Despite the stuffedness and the 3 lb I put on, I had a great time cooking with Aaron and getting to spend time with him and Meghann. Can't wait to do it again!

Thursday, January 1, 2009

Happy New Year!

Happy New Year to whoever it is that happens to be keeping tabs on my little corner of cyberspace. I'm not one for resolutions, but I am going to try to write more and take more pictures. I can promise you that there will probably be an amazingly long and picture-filled post on Sunday because our good friends Meghann and Aaron are coming up, and Aaron and I are going to be cooking up a veritable feast. I'm looking forward to it, as I think I'm pretty talented...but Aaron is that much better. Stay posted.

Steph and I, being the recipients of some generous gifts from relatives, decided we would go out to a really fancy dinner for New Years Eve, before meeting up with friends. We decided on Piccola Italia in Ocean, for a good number of reasons. First off, Stephanie had eaten here over the summer for Laura's bachelorette dinner, and said the food was amazing. Second, we'd met the general manager through Joe and Brian and company a few times, and we'd had some good talks about good food and good eating, and I wanted to renew the acquaintance. Finally, everyone I've talked to (other than Steph) has raved about the food. So away we went...

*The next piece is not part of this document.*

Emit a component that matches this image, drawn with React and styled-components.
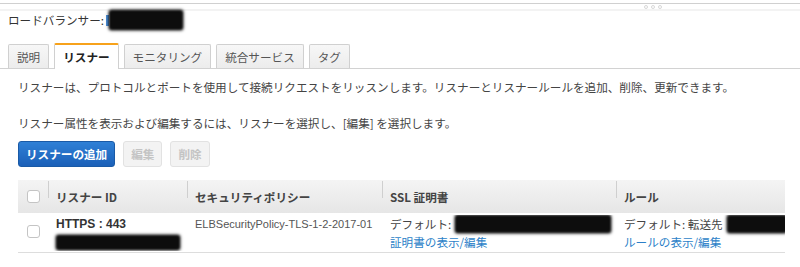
import React from "react";
import styled, { createGlobalStyle, css } from "styled-components";

const GlobalStyle = createGlobalStyle`
  body {
    margin: 0;
    background: #fff;
    font-family: "Noto Sans CJK JP", "Liberation Sans", sans-serif;
    font-size: 11.6px;
    color: #444;
  }
`;

const TopRule = styled.div`
  margin-top: 3px;
  height: 1px;
  background: #d0d0d0;
`;

const Grip = styled.div`
  display: flex;
  align-items: center;
  gap: 3px;
  height: 5px;
  padding-left: 644px;
  border-bottom: 2px solid #f3f3f3;
`;

const GripDot = styled.span`
  width: 4px;
  height: 4px;
  border-radius: 50%;
  border: 1px solid #d8d8d8;
  box-sizing: border-box;
`;

const TitleRow = styled.div`
  display: flex;
  align-items: center;
  height: 18px;
  padding-left: 8px;
  color: #333;
`;

const Caret = styled.span`
  width: 3px;
  height: 11px;
  margin-left: 2px;
  background: #4a8fd8;
`;

const Redact = styled.span`
  display: inline-block;
  flex-shrink: 0;
  width: ${({ w }) => w}px;
  height: ${({ h }) => h}px;
  background: #0d0d0d;
  border-radius: 3px;
  filter: blur(0.8px);
  box-shadow: 0 0 2px 1px rgba(0, 0, 0, 0.55);
`;

const TabBar = styled.div`
  display: flex;
  align-items: flex-end;
  gap: 5px;
  margin-top: 14px;
  padding-left: 8px;
  height: 25px;
  border-bottom: 1px solid #d2d2d2;
`;

const Tab = styled.div`
  display: flex;
  align-items: center;
  justify-content: center;
  box-sizing: border-box;
  height: 24px;
  padding: 0 8px;
  border: 1px solid #d0d0d0;
  border-bottom: none;
  border-radius: 2px 2px 0 0;
  background: linear-gradient(#f7f7f7, #ececec);
  color: #555;
  ${({ active }) =>
    active &&
    css`
      height: 26px;
      margin-bottom: -1px;
      border-top: 2px solid #f7a21b;
      background: #fff;
      color: #222;
      font-weight: bold;
    `}
`;

const Content = styled.div`
  padding: 0 18px;
`;

const Para = styled.p`
  margin: ${({ top }) => top}px 0 0;
  line-height: 18px;
  color: #444;
`;

const Actions = styled.div`
  display: flex;
  gap: 8px;
  margin-top: 9px;
`;

const Button = styled.button`
  box-sizing: border-box;
  height: 26px;
  padding: 0 7px;
  font-family: inherit;
  font-size: 11.6px;
  font-weight: bold;
  border-radius: 3px;
  ${({ primary }) =>
    primary
      ? css`
          color: #fff;
          background: linear-gradient(#2f80d6, #1b60b8);
          border: 1px solid #1a5aa6;
        `
      : css`
          color: #c4c4c4;
          background: #f3f3f3;
          border: 1px solid #e2e2e2;
        `}
`;

const Table = styled.div`
  margin-top: 13px;
  width: 767px;
`;

const grid = css`
  display: grid;
  grid-template-columns: 30px 139px 195px 234px 169px;
`;

const HeadRow = styled.div`
  ${grid};
  height: 33px;
  align-items: center;
  background: linear-gradient(#f4f4f4, #e6e6e6);
  font-weight: bold;
  color: #444;
`;

const HeadCell = styled.div`
  position: relative;
  padding-left: 8px;
  &::before {
    content: "";
    position: absolute;
    left: 0;
    top: -8px;
    height: 17px;
    border-left: 1px solid #cfcfcf;
  }
`;

const CheckCell = styled.div`
  display: flex;
  justify-content: center;
`;

const Check = styled.span`
  width: 13px;
  height: 13px;
  box-sizing: border-box;
  border: 1px solid #c4c4c4;
  border-radius: 3px;
  background: #fff;
`;

const BodyRow = styled.div`
  ${grid};
  height: 40px;
  border-bottom: 1px solid #ddd;
  align-items: start;
  padding-top: 2px;
  box-sizing: border-box;
`;

const BodyCheck = styled(CheckCell)`
  padding-top: 10px;
`;

const Cell = styled.div`
  padding-left: 8px;
  line-height: 18px;
  overflow: hidden;
  white-space: nowrap;
`;

const Line = styled.div`
  display: flex;
  align-items: center;
  height: 18px;
  gap: 4px;
`;

const Strong = styled.span`
  font-family: "Liberation Sans", sans-serif;
  font-weight: bold;
  font-size: 12px;
  color: #333;
`;

const Latin = styled.span`
  font-family: "Liberation Sans", sans-serif;
  font-size: 11px;
  color: #555;
`;

const Link = styled.a`
  color: #2c7fc8;
  text-decoration: none;
`;

export default function App() {
  return (
    <>
      <GlobalStyle />
      <TopRule />
      <Grip>
        <GripDot />
        <GripDot />
        <GripDot />
      </Grip>
      <TitleRow>
        ロードバランサー:
        <Caret />
        <Redact w={74} h={20} />
      </TitleRow>
      <TabBar>
        <Tab>説明</Tab>
        <Tab active>リスナー</Tab>
        <Tab>モニタリング</Tab>
        <Tab>統合サービス</Tab>
        <Tab>タグ</Tab>
      </TabBar>
      <Content>
        <Para top={9}>
          リスナーは、プロトコルとポートを使用して接続リクエストをリッスンします。リスナーとリスナールールを追加、削除、更新できます。
        </Para>
        <Para top={18}>
          リスナー属性を表示および編集するには、リスナーを選択し、[編集] を選択します。
        </Para>
        <Actions>
          <Button primary>リスナーの追加</Button>
          <Button disabled>編集</Button>
          <Button disabled>削除</Button>
        </Actions>
        <Table>
          <HeadRow>
            <CheckCell>
              <Check />
            </CheckCell>
            <HeadCell>リスナー ID</HeadCell>
            <HeadCell>セキュリティポリシー</HeadCell>
            <HeadCell>SSL 証明書</HeadCell>
            <HeadCell>ルール</HeadCell>
          </HeadRow>
          <BodyRow>
            <BodyCheck>
              <Check />
            </BodyCheck>
            <Cell>
              <Line>
                <Strong>HTTPS : 443</Strong>
              </Line>
              <Line>
                <Redact w={124} h={15} />
              </Line>
            </Cell>
            <Cell>
              <Line>
                <Latin>ELBSecurityPolicy-TLS-1-2-2017-01</Latin>
              </Line>
            </Cell>
            <Cell>
              <Line>
                デフォルト:
                <Redact w={156} h={18} />
              </Line>
              <Line>
                <Link href="#">証明書の表示/編集</Link>
              </Line>
            </Cell>
            <Cell>
              <Line>
                デフォルト: 転送先
                <Redact w={60} h={18} />
              </Line>
              <Line>
                <Link href="#">ルールの表示/編集</Link>
              </Line>
            </Cell>
          </BodyRow>
        </Table>
      </Content>
    </>
  );
}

So we arrive to a practically dead dining room, but I was OK with that because it only meant better service for us! The New Years Eve menu was a three-course prix fixe, with an app, entree and dessert. Very straightforward. We say hi to Andrew (the manager) and talk to our waiter about food and wine, saying we'd like pairings for the dishes we were choosing, but only by the glass. I do have to say up front that Andrew (who I believe also acts as the wine captain/sommelier) did an amazing job. So here's where our meal went (you can see the menu here):

Amuse: A 'gift from the chef', a baby tartlet of asparagus, truffled cheese and mache with basil oil. Creaminess, earthiness and tastiness, all wrapped up in a single bite (which is something those Top Chef people still don't get about an amuse). I'm no fan of asparagus, but this was delicious, and got us warmed up (along with a glass of house prosecco, which definitely helped)

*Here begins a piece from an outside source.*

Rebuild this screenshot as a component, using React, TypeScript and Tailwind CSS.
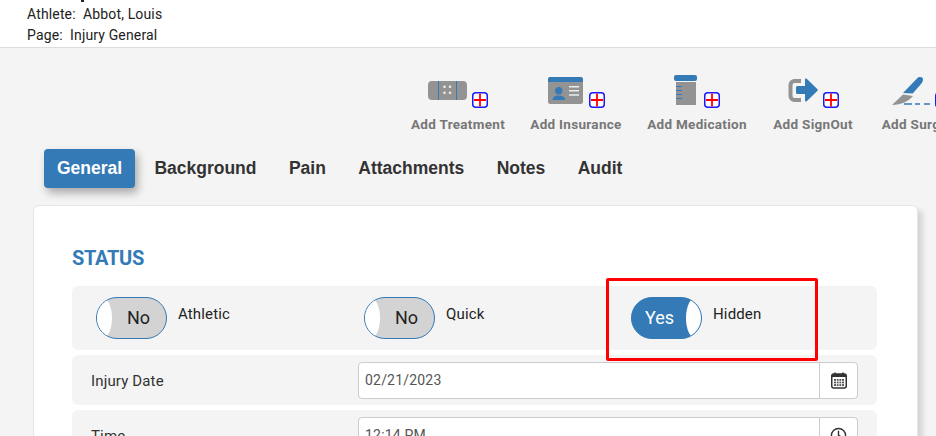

App: Since it was New Years, and I felt like celebrating with my awesome wife, I decided to buck the low-cholesterol diet and order the seared foie gras with apricot corn bread and the cranberry gastrique. If you've never eaten foie gras...there's really nothing like it, and there's no way to describe it. Amazing. Paired with a moscato that was perfect and cut through the richness of the foie. I'd eat this every day if my cholesterol and wallet would hold up. Steph ordered the "Fire and Ice" oysters (paired with a Sauvignon Blanc) which was 3 polenta-breaded fried oysters with a chili sauce and 3 half-shell raw oysters. I am happy to have turned Steph on to eating oysters, as she always enjoys them. Last night was no different.

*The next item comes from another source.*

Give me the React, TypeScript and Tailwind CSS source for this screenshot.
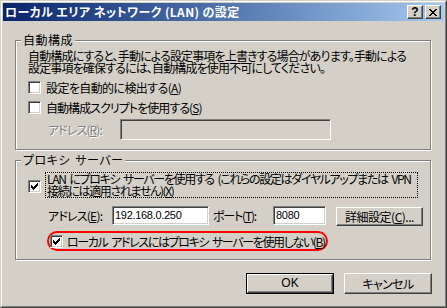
import React from "react";

function Check() {
  return (
    <svg width="7" height="7" viewBox="0 0 7 7" shapeRendering="crispEdges" className="block">
      <path
        fill="#000"
        d="M6 0h1v3h-1zM5 1h1v3h-1zM4 2h1v3h-1zM0 2h1v3h-1zM1 3h1v3h-1zM2 4h1v3h-1zM3 3h1v3h-1z"
      />
    </svg>
  );
}

function Checkbox({ checked }: { checked?: boolean }) {
  return (
    <div className="w-[13px] h-[13px] shrink-0 bg-white border border-t-[#808080] border-l-[#808080] border-r-white border-b-white shadow-[inset_1px_1px_0_#404040,inset_-1px_-1px_0_#D4D0C8] flex items-center justify-center">
      {checked ? <Check /> : null}
    </div>
  );
}

function Sunken({ className, children, disabled }: { className: string; children?: React.ReactNode; disabled?: boolean }) {
  return (
    <div
      className={
        (disabled ? "bg-[#D4D0C8] " : "bg-white ") +
        "shrink-0 border border-t-[#808080] border-l-[#808080] border-r-white border-b-white shadow-[inset_1px_1px_0_#404040,inset_-1px_-1px_0_#D4D0C8] flex items-center pl-[2px] text-[11px] tracking-[-0.3px] font-['Liberation_Sans',sans-serif] " +
        className
      }
    >
      {children}
    </div>
  );
}

function Button({ className, children }: { className: string; children: React.ReactNode }) {
  return (
    <div
      className={
        "shrink-0 bg-[#D4D0C8] border border-t-white border-l-white border-r-[#404040] border-b-[#404040] shadow-[inset_-1px_-1px_0_#808080] flex items-center justify-center " +
        className
      }
    >
      {children}
    </div>
  );
}

function Group({ label, className, children }: { label: string; className: string; children: React.ReactNode }) {
  return (
    <div
      className={
        "relative w-[416px] border border-[#808080] shadow-[inset_1px_1px_0_#fff,1px_1px_0_#fff] pl-[12px] " +
        className
      }
    >
      <span className="absolute left-[5px] top-[-8px] bg-[#D4D0C8] px-[2px] leading-[13px] whitespace-nowrap tracking-[0.5px] [word-spacing:2px]">
        {label}
      </span>
      {children}
    </div>
  );
}

export default function App() {
  return (
    <div className="w-[447px] h-[308px] bg-[#D4D0C8] border border-t-[#D4D0C8] border-l-[#D4D0C8] border-r-[#404040] border-b-[#404040] font-['Noto_Sans_CJK_JP','Liberation_Sans',sans-serif] text-[12px] leading-[13px] text-black [font-feature-settings:'palt'] overflow-hidden">
      <div className="h-full border border-t-white border-l-white border-r-[#808080] border-b-[#808080] p-px flex flex-col">
        {/* Title bar */}
        <div className="h-[18px] shrink-0 flex items-center bg-gradient-to-r from-[#0A246A] to-[#A6CAF0] pl-[2px] pr-[3px]">
          <span className="text-white font-bold text-[12px] leading-[18px] whitespace-nowrap tracking-[0.4px]">
            ローカル エリア ネットワーク (LAN) の設定
          </span>
          <div className="ml-auto flex gap-[2px]">
            <Button className="w-[16px] h-[14px]">
              <span className="font-['Liberation_Sans',sans-serif] font-bold text-[12px] leading-[12px] mt-[-1px]">?</span>
            </Button>
            <Button className="w-[16px] h-[14px]">
              <svg width="8" height="7" viewBox="0 0 8 7" shapeRendering="crispEdges" className="block">
                <path
                  fill="#000"
                  d="M0 0h2v1h-2zM6 0h2v1h-2zM1 1h2v1h-2zM5 1h2v1h-2zM2 2h4v1h-4zM3 3h2v1h-2zM2 4h4v1h-4zM1 5h2v1h-2zM5 5h2v1h-2zM0 6h2v1h-2zM6 6h2v1h-2z"
                />
              </svg>
            </Button>
          </div>
        </div>

        {/* Content */}
        <div className="flex flex-col pl-[12px]">
          <Group label="自動構成" className="mt-[19px] pt-[9px] pb-[9px]">
            <div className="leading-[12px] whitespace-nowrap tracking-[-0.85px]">
              <div className="h-[12px]">自動構成にすると、手動による設定事項を上書きする場合があります。手動による</div>
              <div className="h-[12px]">設定事項を確保するには、自動構成を使用不可にしてください。</div>
            </div>
            <div className="mt-[7px] h-[13px] flex items-center gap-[5px]">
              <Checkbox />
              <span className="whitespace-nowrap tracking-[-0.6px]">
                設定を自動的に検出する(<u>A</u>)
              </span>
            </div>
            <div className="mt-[7px] h-[13px] flex items-center gap-[5px]">
              <Checkbox />
              <span className="whitespace-nowrap tracking-[-0.95px]">
                自動構成スクリプトを使用する(<u>S</u>)
              </span>
            </div>
            <div className="mt-[5px] flex items-center">
              <span className="ml-[20px] w-[72px] whitespace-nowrap tracking-[-0.9px] text-[#808080] [text-shadow:1px_1px_0_#fff]">
                アドレス(<u>R</u>):
              </span>
              <Sunken className="w-[211px] h-[21px]" disabled />
            </div>
          </Group>

          <Group label="プロキシ サーバー" className="mt-[10px] pt-[11px] pb-[8px]">
            <div className="flex items-start">
              <div className="mt-[8px]">
                <Checkbox checked />
              </div>
              <div className="ml-[4px] w-[373px] border border-dotted border-black px-px leading-[12px] whitespace-nowrap tracking-[-1.35px] [word-spacing:2.5px]">
                <div className="h-[12px]">LAN にプロキシ サーバーを使用する (これらの設定はダイヤルアップまたは VPN</div>
                <div className="h-[12px]">
                  接続には適用されません)(<u>X</u>)
                </div>
              </div>
            </div>
            <div className="mt-[8px] h-[20px] flex items-start">
              <span className="ml-[20px] w-[64px] mt-[3px] whitespace-nowrap tracking-[-0.8px]">
                アドレス(<u>E</u>):
              </span>
              <Sunken className="w-[97px] h-[19px]">192.168.0.250</Sunken>
              <span className="w-[64px] pl-[4px] mt-[3px] whitespace-nowrap tracking-[-1.2px]">
                ポート(<u>T</u>):
              </span>
              <Sunken className="w-[53px] h-[19px]">8080</Sunken>
              <Button className="ml-[10px] mt-px w-[87px] h-[19px]">
                <span className="whitespace-nowrap tracking-[-0.5px]">
                  詳細設定(<u>C</u>)...
                </span>
              </Button>
            </div>
            <div className="mt-[5px] ml-[19px] w-[281px] h-[20px] border-2 border-[#FF0000] rounded-[10px] flex items-center pl-px gap-[4px]">
              <Checkbox checked />
              <span className="whitespace-nowrap tracking-[-1.37px] [word-spacing:2.5px]">
                ローカル アドレスにはプロキシ サーバーを使用しない(<u>B</u>)
              </span>
            </div>
          </Group>

          <div className="mt-[13px] flex pl-[231px] gap-[10px]">
            <div className="w-[88px] h-[21px] border border-black flex">
              <Button className="w-full h-full">
                <span className="font-['Liberation_Sans',sans-serif]">OK</span>
              </Button>
            </div>
            <Button className="w-[88px] h-[21px]">
              <span className="tracking-[-0.6px]">キャンセル</span>
            </Button>
          </div>
        </div>
      </div>
    </div>
  );
}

Salad: A bonus course from Andrew, baby field greens with goat cheese, walnuts...and something something something because at that point I stopped paying attention. However, both Andrew and the waiter were extremely apologetic, and brought me out what was probably the most tasty Caesar salad I've ever eaten. 3 planks of romaine hearts stacked with shaved Piave and white anchovies, with a tomato confit and some garlic croutons. I've never had anchovies when they weren't mashed or blended into a sauce or a soup...but this was out of this world. I am a changed man and am willing to open my mind to the world of anchovies (mind you, *quality* anchovies like these). It needs to be noted that noone else seated around us (as we were observing later in the evening) was brought out salads :)

Entree: Steph ordered porcini-dusted scallops with mushrooms, truffle butter and mache, paired with a Chardonnay (might have been a white Bordeaux) that was unoaked, to let the subtle sweetness really work with the earthiness of the mushrooms and the sweetness of the scallop. Out of this world. I got the double-cut veal chop (out of the norm for me, but tender and delicious) with a chestnut truffle bread pudding (amazing), hen-of-the-woods mushrooms (unreal) and a marrow/truffle reduction, which was just about the most luxurious and amazing sauce I've ever had (the asparagus on the plate sat lonely and ignored). It was paired with a California meritage Syrah/Cabarnet blend, which I really enjoyed, despite the fact that I am usually not a fan of Syrah, as I find it to be far too spicy and bold. In this wine, however, everything was balanced and was an excellent complement to the meal.

Cheese: After our entrees were cleared, our amazing waiter comes back to ask if we would be interested in a cheese tasting before he had to ask. Of course we agree, and out comes a plate for 2, consisting of some Piave, Taleggio, aged sharp Provolone and a ball tasted like chevre, which was a bit of a bummer seeing we were in an Italian restaurant. Steph enjoyed the Piave quite a bit, as well as the provolone, leaving the good stuff (the taleggio and the chevre) to me. It also should be noted at this point that, even though we paid for the cheese, no other tables were being offered the option of supplementing their meal. Woot!

Dessert: A "teardrop" of chocolate and espresso mousse, with vanilla gelato and a raspberry coulis. Pretty standard stuff, but still delicious. Maybe the portion was a bit too big, but I'm not terribly upset. With a cup of coffee, it was the perfect ending to the meal.

So that was our New Years dinner, one with which we are still extremely satisfied. We will definitely be back to Picolla, hopefully sooner rather than later!